Con maestros particulares, la futura doctora Matilde se preparó para hacer el examen oficial para maestra de primaria que aprobó sin dificultad; sin embargo, debido a que contaba con apenas 13 años de edad, no le fue otorgado un puesto docente. Sin rendirse, continuó estudiando de modo que, tres años después, recibió el título de Partera de la Escuela de Parteras y Obstetras de la casa de Maternidad.
Ya para entonces tenía bien definida su vocación de ser médica. Para poder lograrlo, trabajó con dos médicos (Luís Muñoz y Manuel Soriano) buscando como objetivo ampliar conocimientos en anatomía general y terapéutica. A los 18 años decidió trasladarse a nuestra ciudad de Puebla, donde logró un amplio reconocimiento social; sin embargo, sufrió el rechazo contundente de médicos locales que la acusaron de ser “masona y protestante” y a través de notas periodísticas, invitaron a la población para dejar de acudir con dicha mujer poco confiable.
Para contrarrestar estos hechos, se inscribió en la Escuela de Medicina de Puebla donde fue aceptada por un brillante examen de admisión, motivo por el cual la admitieron en una ceremonia pública a la que concurrieron, desde el gobernador del estado, todos los abogados del Poder Judicial, numerosas maestras y muchas damas de la sociedad que le mostraban así su apoyo. Pero los sectores más radicales redoblaron sus ataques, publicando un artículo encabezado con la frase: “Impúdica y peligrosa mujer pretende convertirse en médica”.
Agobiada por las críticas, Matilde Montoya decidió regresar a la ciudad de México, donde por segunda vez solicitó su inscripción en la Escuela Nacional de Medicina, siendo aceptada por el entonces director, el doctor Francisco Ortega, en 1882, a los 24 años de edad. Pero no faltaban quienes opinaban que “debía ser perversa la mujer que quiere estudiar medicina, para ver cadáveres de hombres desnudos”.

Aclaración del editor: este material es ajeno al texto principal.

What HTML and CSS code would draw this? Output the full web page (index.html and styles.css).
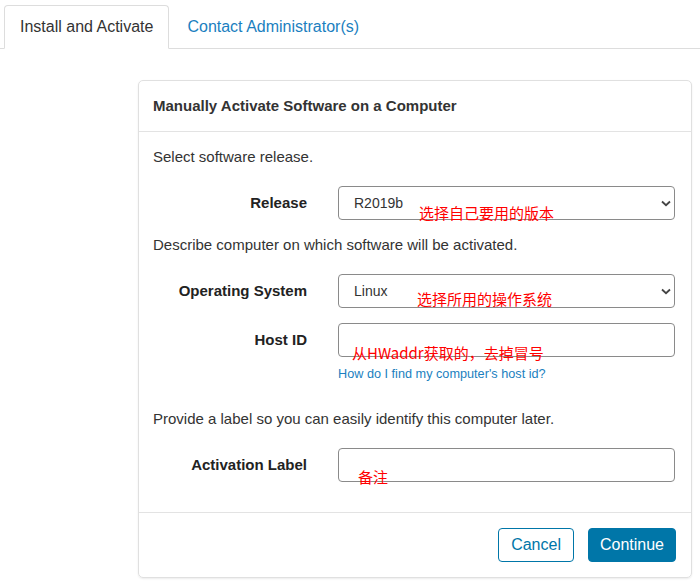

En la Escuela Nacional de Medicina no faltaron las críticas, burlas y protestas debido a su presencia como única alumna, aunque también recibió el apoyo de varios compañeros solidarios, a quienes se les apodó “los montoyos”.
Después de una serie de intentos fallidos por darla de baja y tras una lucha infatigable, logró el título de médica solamente bajo el apoyo presidencial de Porfirio Díaz (1830-1915). Entonces tuvo que enfrentarse a otro problema, pues se le difamó bajo el argumento de que había obtenido su título por “decreto presidencial”. El 24 de agosto de 1887 por fin logró titularse, desempeñando una carrera particularmente productiva y brillante hasta su muerte, el 26 de enero de 1939 a la edad de 79 años.
Indudablemente la doctora Matilde Petra Montoya Lafragua es ya un icono de nuestra historia, pero sobre todo marcó la ruta para que las mujeres en nuestro país pudiesen tener acceso a la educación y desarrollo en todas las profesiones. Bajo esta visión, ningún elogio es suficiente para reconocer su valor y sobre todo entender que su constancia, tesón, valentía y aplomo constituyó una parte para que hoy, en una sociedad que avanza lentamente en derechos humanos, sea tolerante ante personas que desean insertarse con toda justicia, en nuestro conglomerado social, independientemente de su condición de género.